At the same time, he would also like to see better information around both non-cashflow activities and changes in a company’s net debt position. Finally, he wants to look again at the utility of the cashflow statement for banks and insurers.
Going concern, he said, was not ranked highly by users. “And for me it would be much more meaningful, tangible actually, to understand the cashflow dynamics of a business.”
Going concern and audit
Others disagree. “The decision of companies and auditors to sign off accounts on a going-concern basis should be the issue of most concern for investors,” says Tim Bush from Pensions & Investment Research Consultants. “Getting that right is the acid test of the reliability of audited accounts. If the accounts are wrong, then the company may not merely be worth less, but probably worthless.”
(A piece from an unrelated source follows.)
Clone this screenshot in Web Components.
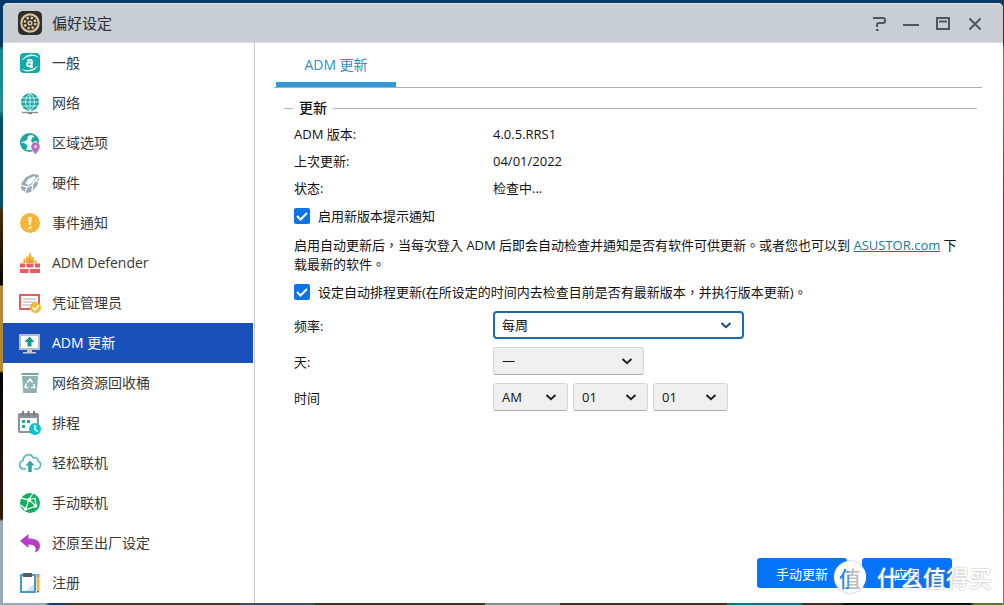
<!DOCTYPE html>
<html lang="zh-Hant">
<head>
<meta charset="utf-8">
<title>偏好设定</title>
<style>
html, body { height: 100%; }
body { margin: 0; font-family: "Open Sans", "Noto Sans CJK TC", sans-serif; font-size: 13px; color: #111; overflow: hidden; }
</style>
</head>
<body>
<desktop-screen>
  <app-window heading="偏好设定">
    <nav-list slot="side">
      <nav-item icon="general">一般</nav-item>
      <nav-item icon="network">网络</nav-item>
      <nav-item icon="region">区域选项</nav-item>
      <nav-item icon="hardware">硬件</nav-item>
      <nav-item icon="notice">事件通知</nav-item>
      <nav-item icon="defender">ADM Defender</nav-item>
      <nav-item icon="cert">凭证管理员</nav-item>
      <nav-item icon="update" selected>ADM 更新</nav-item>
      <nav-item icon="trash">网络资源回收桶</nav-item>
      <nav-item icon="schedule">排程</nav-item>
      <nav-item icon="cloud">轻松联机</nav-item>
      <nav-item icon="manual">手动联机</nav-item>
      <nav-item icon="reset">还原至出厂设定</nav-item>
      <nav-item icon="register">注册</nav-item>
    </nav-list>
    <update-panel></update-panel>
  </app-window>
  <brand-mark slot="overlay"></brand-mark>
</desktop-screen>

<script>
const define = (name, html, setup) => {
  const t = document.createElement('template');
  t.innerHTML = html;
  customElements.define(name, class extends HTMLElement {
    constructor() {
      super();
      this.attachShadow({ mode: 'open' }).append(t.content.cloneNode(true));
    }
    connectedCallback() { if (setup) setup(this, this.shadowRoot); }
  });
};

const svg = (body, size = 24) => `<svg width="${size}" height="${size}" viewBox="0 0 24 24" fill="none" aria-hidden="true">${body}</svg>`;

const icons = {
  general: `<rect x="2" y="2" width="20" height="20" rx="4" fill="#14aaa9"/>
    <path d="M4 9.500C7 3 16 1.500 21 6.500C16 3.800 9 4.500 4 9.500zM20 14.500C17 21 8 22.500 3 17.500C8 20.200 15 19.500 20 14.500z" fill="#fff"/>
    <ellipse cx="11.300" cy="13.300" rx="2.300" ry="2" stroke="#fff" stroke-width="1.700"/><path d="M9 9.700q5.500-2 5 1.300l-.8 5h1.800" stroke="#fff" stroke-width="1.800"/>`,
  network: `<circle cx="12" cy="11" r="9" fill="#1aa5a3"/><path d="M4 7h16M3 11h18M4 15h16M12 2v18M12 2c-6 5-6 13 0 18M12 2c6 5 6 13 0 18" stroke="#c8f3ee" stroke-width="1"/><path d="M4 21.500h16" stroke="#8b8f95" stroke-width="1.500"/><path d="M10 22.500h4" stroke="#666b70"/>`,
  region: `<circle cx="11.500" cy="11.500" r="8.700" fill="#f2fffd" stroke="#1aa79d" stroke-width="1.800"/><path d="M3 12l3 0 3 2 0 3-2 2-3-3zM4 7l5-4 3 0-1 2-2 1 1 2-3 2-3 1zM15 3l5 4 1 4-4-1-2 2-2-2 1-3 2-1z" fill="#1aa79d"/><path d="M17.500 24c-1.500-3-4.500-5-4.500-8.500a4.500 4.500 0 0 1 9 0c0 3.500-3 5.500-4.500 8.500z" fill="#b46dc2" stroke="#fff" stroke-width=".5"/><circle cx="17.500" cy="15.500" r="1.600" fill="#e7c9ec"/>`,
  hardware: `<path d="M3 13l5-7 7-3 5.500 1 .5 4-2 7-6 6-5 1-5-4z" fill="#98a9b9"/><path d="M7.500 12.500l2.500-4.500 6.500-3 1.500 2-3.500 4.500-4 2.500z" fill="#fff"/><path d="M2.500 14l6 2 5.500-2 6.500-8M9 16l-2 5.500M14.500 14l-.5 6.500M18.500 9.500l2 2" stroke="#fff" stroke-width="1.200"/>`,
  notice: `<circle cx="12" cy="12" r="10" fill="#f5b638"/><path d="M10.300 6h3.400l-.6 8h-2.200z" fill="#fff4d8"/><circle cx="12" cy="16.800" r="1.500" fill="#fff4d8"/>`,
  defender: `<path d="M5 12l1-5 2 2 0-4 2 1 2-5 2 5 2 0 0 4 2-1 1 3z" fill="#f4b43f"/><path d="M9 12l3-5 3 5z" fill="#ee9a3c"/><path d="M2 12.500h5v4H2zM8.500 12.500h7v4h-7zM17 12.500h5v4h-5zM2 18h8.500v4H2zM12 18h10v4H12z" fill="#ea5a5e"/>`,
  cert: `<rect x="2" y="4" width="19" height="14" fill="#fff" stroke="#e05f5e" stroke-width="2"/><path d="M5 8h13M5 11h13M5 14h9" stroke="#c9c4d4" stroke-width="1.400"/><circle cx="17.500" cy="16.500" r="5.500" fill="#f2bb36"/><path d="M14.500 16.500l2.300 2.500 4-4.500" stroke="#fff" stroke-width="1.700"/>`,
  update: `<path d="M1 3h21v16H1z" fill="#b9bcc4"/><path d="M3 5h17v12H3z" fill="#fff"/><path d="M11.500 5.500l5 5.500h-3v4.500h-4V11h-3z" fill="#159b8c"/><path d="M9 19h5v2h4v1.500H5V21h4z" fill="#c6c9cd"/>`,
  trash: `<path d="M3.500 2h17v2h-17z" fill="#77a5a2"/><path d="M4 5h16l-1.200 17H5.200z" fill="#8fb3b2"/><path d="M9.500 11.500L12 7.800l2.500 3.700M15.500 13l1.500 3.500h-4M8.500 12.500L7 16.500h3.500" stroke="#fff" stroke-width="1.500" stroke-linejoin="round"/>`,
  schedule: `<rect x="1" y="3" width="19" height="18" rx="1" fill="#fff" stroke="#8d9096" stroke-width="2"/><path d="M0 3h21v4H0z" fill="#8d9096"/><path d="M5 0v5M10.500 0v5M16 0v5" stroke="#787d84" stroke-width="2"/><path d="M4 9h3v3H4zM9 9h3v3H9zM4 14h3v3H4z" fill="#27a69e"/><circle cx="17" cy="18" r="6" fill="#12bfd3"/><path d="M17 14v4.500l3 2" stroke="#fff" stroke-width="1.500"/>`,
  cloud: `<path d="M8 18H5.500a4.300 4.300 0 0 1-.3-8.500C5 4 12.500 1 15.500 7c4-1 5 2 4.500 3 4 1.500 3 8-1.500 8H16" stroke="#58b5b7" stroke-width="1.600"/><path d="M12 9.500l4.500 5h-2.700V21h-3.600v-6.500H7.500z" fill="#2fa7a9"/>`,
  manual: `<circle cx="12" cy="12" r="10" fill="#12ad5d"/><path d="M3 7l8 2 7 6M11 9L7 19M11 9l4-7M17 7l-6 2M17 7l1 8-11 4M3 14l5 5" stroke="#eafff2" stroke-width="1.300"/><circle cx="11" cy="9" r="2" fill="#fff"/><circle cx="17.500" cy="15" r="1.800" fill="#fff"/><circle cx="7.500" cy="18" r="1.800" fill="#fff"/>`,
  reset: `<path d="M2 10L10.500 3v4.500c7 0 11.500 2 11.500 7.500 0 3-2 5.500-5 6.500 2.500-5-.5-8-6.500-8V17z" fill="#ba3ec8"/><path d="M16 10c5 2 5 8 1 11.500 2-4 1-6-1-7.500z" fill="#8e4a9a" opacity=".5"/>`,
  register: `<rect x="3" y="4" width="14" height="17" fill="#fff" stroke="#3f9bd0" stroke-width="2"/><path d="M5 2h9v4H5z" fill="#4e6063"/><path d="M16 13v7h-8z" fill="#cfe3ef"/><path d="M18.500 6h3v13L20 22l-1.500-3z" fill="#f1b740"/><path d="M18.500 3h3v3h-3z" fill="#c9898d"/><path d="M19 20l1 2 1-2z" fill="#333"/>`
};

define('desktop-screen', `
<style>
:host { display: flex; box-sizing: border-box; min-height: 100vh; height: 100%; padding: 3px 1px 2px 3px; position: relative;
  background:
    linear-gradient(#063a66, #063a66) top / 100% 3px no-repeat,
    linear-gradient(#0a3c66 46px, #577d3e 46px, #8a7f8c 70px, #4a7d2c 130px, #175a5c 200px, #175a5c 270px, #355c33 60%, #7d8f2c) right / 2px 100% no-repeat,
    linear-gradient(90deg, #9aa8b8 45px, #1d3a63 50px 62px, #4a3222 72px 240px, #4a4a66 240px 315px, #45301f 315px 485px, #8b8b8b 485px 560px, #432e20 560px 727px, #08757a 727px 802px, #40301e 802px 840px, #0d0c08 845px 970px, #5f7234 974px) bottom / 100% 2px no-repeat,
    linear-gradient(#063a66 46px, #1b8590 50px, #2a8b95 110px, #085064 118px, #05506b 205px, #4a2b08 212px, #0a0500 285px, #b28a38 286px, #b28a38 371px, #050302 373px, #35190d 519px, #9aa8b8 521px); }
::slotted(app-window) { flex: 1; min-width: 0; }
</style>
<slot></slot><slot name="overlay"></slot>`);

define('app-window', `
<style>
:host { display: flex; flex-direction: column; background: #fff; border-radius: 5px 5px 0 0; overflow: hidden; }
header { display: flex; align-items: center; height: 38px; padding: 0 18px 0 14px; border-top: 1px solid #dce4ea; border-bottom: 1px solid #dcdde2; background: #c8ced3; color: #2b3036; }
h1 { flex: 1; margin: 0 0 0 9px; font-size: 15px; line-height: 20px; font-weight: 400; }
.controls { display: flex; gap: 12px; }
button { display: flex; border: 0; padding: 0; background: none; color: #50565b; }
.body { flex: 1; display: flex; min-height: 0; }
main { flex: 1; display: flex; min-width: 0; }
::slotted(update-panel) { flex: 1; }
</style>
<header>
  <svg width="26" height="26" viewBox="0 0 26 26" fill="none" aria-hidden="true"><rect x="1" y="1" width="24" height="24" rx="5" fill="#302d2b"/><circle cx="13" cy="13" r="8.700" stroke="#d9c49b" stroke-width="2.200"/><circle cx="13" cy="13" r="5.300" stroke="#d9c49b" stroke-width="2.600" stroke-dasharray="2.400 1.760"/><circle cx="13" cy="13" r="2.600" fill="#d9c49b"/><circle cx="13" cy="13" r="1" fill="#302d2b"/></svg>
  <h1></h1>
  <div class="controls">
    <button aria-label="help"><svg width="20" height="20" viewBox="0 0 20 20" fill="none" stroke="currentColor" stroke-width="2"><path d="M4 5h10q2 0 2 2v1q0 2-2 2H10q-2 0-2 2v2M7 17h2.500"/></svg></button>
    <button aria-label="minimize"><svg width="20" height="20" viewBox="0 0 20 20" stroke="currentColor" stroke-width="2"><path d="M2 12h16"/></svg></button>
    <button aria-label="maximize"><svg width="20" height="20" viewBox="0 0 20 20" fill="none" stroke="currentColor" stroke-width="2"><path d="M4 5h12v11H4zM6 8.500h8"/></svg></button>
    <button aria-label="close"><svg width="20" height="20" viewBox="0 0 20 20" stroke="currentColor" stroke-width="2"><path d="M4.500 5.500l11 11M15.500 5.500l-11 11"/></svg></button>
  </div>
</header>
<div class="body"><slot name="side"></slot><main><slot></slot></main></div>`,
(el, root) => { root.querySelector('h1').textContent = el.getAttribute('heading'); });

define('nav-list', `
<style>
:host { display: block; flex: none; width: 250px; padding-right: 1px; border-right: 1px solid #c9cacf; overflow: hidden; }
nav { display: flex; flex-direction: column; }
</style>
<nav><slot></slot></nav>`);

define('nav-item', `
<style>
:host { display: block; color: #383838; }
:host([selected]) { background: #1a50ba; color: #fff; }
a { display: flex; align-items: center; gap: 10px; height: 40px; padding-left: 15px; font-size: 14px; line-height: 20px; color: inherit; text-decoration: none; }
.pic { display: flex; }
svg { flex: none; overflow: visible; }
</style>
<a href="#"><span class="pic"></span><span><slot></slot></span></a>`,
(el, root) => {
  root.querySelector('.pic').innerHTML = svg(icons[el.getAttribute('icon')]);
  if (el.hasAttribute('selected')) root.querySelector('a').setAttribute('aria-current', 'page');
});

define('check-row', `
<style>
:host { display: block; }
label { display: flex; align-items: center; gap: 8px; line-height: 20px; }
input { appearance: none; flex: none; width: 16px; height: 16px; margin: 0; border-radius: 2px; background: #fff; border: 1px solid #999; }
input:checked { border: 0; background: #0d74e7 url("data:image/svg+xml,%3Csvg xmlns='http://www.w3.org/2000/svg' viewBox='0 0 16 16'%3E%3Cpath d='M3 8l3.500 3.500L13 5' fill='none' stroke='white' stroke-width='2'/%3E%3C/svg%3E"); }
</style>
<label><input type="checkbox" checked><span><slot></slot></span></label>`);

define('update-panel', `
<style>
:host { display: flex; flex-direction: column; min-width: 0; padding: 0 21px 15px 19px; }
.tabs { display: flex; height: 44px; padding-left: 2px; border-bottom: 1px solid #adadad; }
.tabs button { width: 120px; border: 0; border-bottom: 5px solid #3498d8; padding: 4px 0 0; background: none; color: #2b91bd; font: inherit; font-size: 14px; line-height: 20px; }
fieldset { flex: 1; min-width: 0; margin: 10px 5px 0 10px; border: 0; border-top: 1px solid #b4b4b4; padding: 0 10px; }
legend { margin-left: -1px; padding: 0 6px; font-size: 14px; line-height: 20px; font-weight: 500; }
dl { display: grid; grid-template-columns: 199px 1fr; line-height: 27px; margin: 3px 0 0; }
dd { margin: 0; }
check-row { margin-top: 4px; }
p { margin: 10px 0 8px; line-height: 19px; }
a { color: #147ba0; }
.form { display: grid; grid-template-columns: 199px 1fr; row-gap: 8px; align-items: center; margin-top: 9px; }
.group { display: flex; gap: 5px; }
select { appearance: none; box-sizing: border-box; height: 28px; border: 1px solid #d6d6d6; border-bottom-color: #ababab; border-radius: 3px; padding: 0 8px; font: inherit; color: #111;
  background: #efefef url("data:image/svg+xml,%3Csvg xmlns='http://www.w3.org/2000/svg' viewBox='0 0 12 12'%3E%3Cpath d='M1.500 4L6 8.200 10.500 4' fill='none' stroke='%23222' stroke-width='2'/%3E%3C/svg%3E") right 10px center / 12px 12px no-repeat; }
.wide { width: 251px; border: 2px solid #1b6cad; border-radius: 4px; padding: 0 7px; background-color: #fff;
  background-image: url("data:image/svg+xml,%3Csvg xmlns='http://www.w3.org/2000/svg' viewBox='0 0 12 12'%3E%3Cpath d='M1.500 4L6 8.200 10.500 4' fill='none' stroke='%231a4a6c' stroke-width='2'/%3E%3C/svg%3E"); }
.mid { width: 151px; }
.small { width: 75px; }
footer { display: flex; justify-content: flex-end; gap: 15px; padding-right: 30px; }
footer button { width: 90px; height: 30px; border: 0; border-radius: 3px; background: #0474fa; color: #fff; font: inherit; padding: 0; }
</style>
<div class="tabs" role="tablist"><button role="tab" aria-selected="true">ADM 更新</button></div>
<fieldset>
  <legend>更新</legend>
  <dl>
    <dt>ADM 版本:</dt><dd>4.0.5.RRS1</dd>
    <dt>上次更新:</dt><dd>04/01/2022</dd>
    <dt>状态:</dt><dd>检查中...</dd>
  </dl>
  <check-row>启用新版本提示通知</check-row>
  <p>启用自动更新后，当每次登入 ADM 后即会自动检查并通知是否有软件可供更新。或者您也可以到 <a href="#">ASUSTOR.com</a> 下载最新的软件。</p>
  <check-row>设定自动排程更新(在所设定的时间内去检查目前是否有最新版本，并执行版本更新)。</check-row>
  <div class="form">
    <label for="freq">频率:</label><div class="group"><select id="freq" class="wide"><option>每周</option></select></div>
    <label for="day">天:</label><div class="group"><select id="day" class="mid"><option>一</option></select></div>
    <label for="ampm">时间</label><div class="group">
      <select id="ampm" class="small"><option>AM</option></select>
      <select class="small" aria-label="时"><option>01</option></select>
      <select class="small" aria-label="分"><option>01</option></select>
    </div>
  </div>
</fieldset>
<footer><button>手动更新</button><button>应用</button></footer>`);

define('brand-mark', `
<style>
:host { position: absolute; right: 12px; bottom: 12px; display: flex; align-items: center; gap: 11px; pointer-events: none; color: #fff; font-family: "Noto Sans CJK SC", sans-serif; }
.disc { display: flex; align-items: center; justify-content: center; width: 32px; height: 32px; border-radius: 50%; background: #fff; box-shadow: 0 0 2px #999; font-size: 22px; line-height: 32px; font-weight: 500; }
.disc span { background: linear-gradient(90deg, #2b83dc 40%, #b9bcc0 50%); background-clip: text; -webkit-background-clip: text; color: transparent; }
.name { font-size: 23px; line-height: 32px; font-weight: 500; text-shadow: 0 0 2px #999; }
</style>
<span class="disc"><span>值</span></span><span class="name">什么值得买</span>`);
</script>
</body>
</html>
And that argument lands right in the contentious debate in the UK about auditor liability. “Astute investors will also have no doubt picked up that large accounting firms got tied up in knots in Parliamentary enquiries,” says Bush.
“In attempts to deny responsibility for not finding material fraud, they were tripped up by the fact that the absence of material fraud is a condition of being a real going concern, rather than a false appearance.”
Not that this is an argument in favour of dismissing the cashflow approach out of hand, he says, because companies still need “proper cash-based profits” to function.
“Given that the IFRS cashflow statement doesn’t give any current, or predictive comfort on these matters essential to justifying the going-concern position, then astute investors will inevitably have problems with IFRS profit-and-loss accounts and balance sheets, given that they not only don’t cover these essential issues and can even point people in the wrong direction.”
And no, the board confirmed that pensions accounting remains well and truly off the shortlist.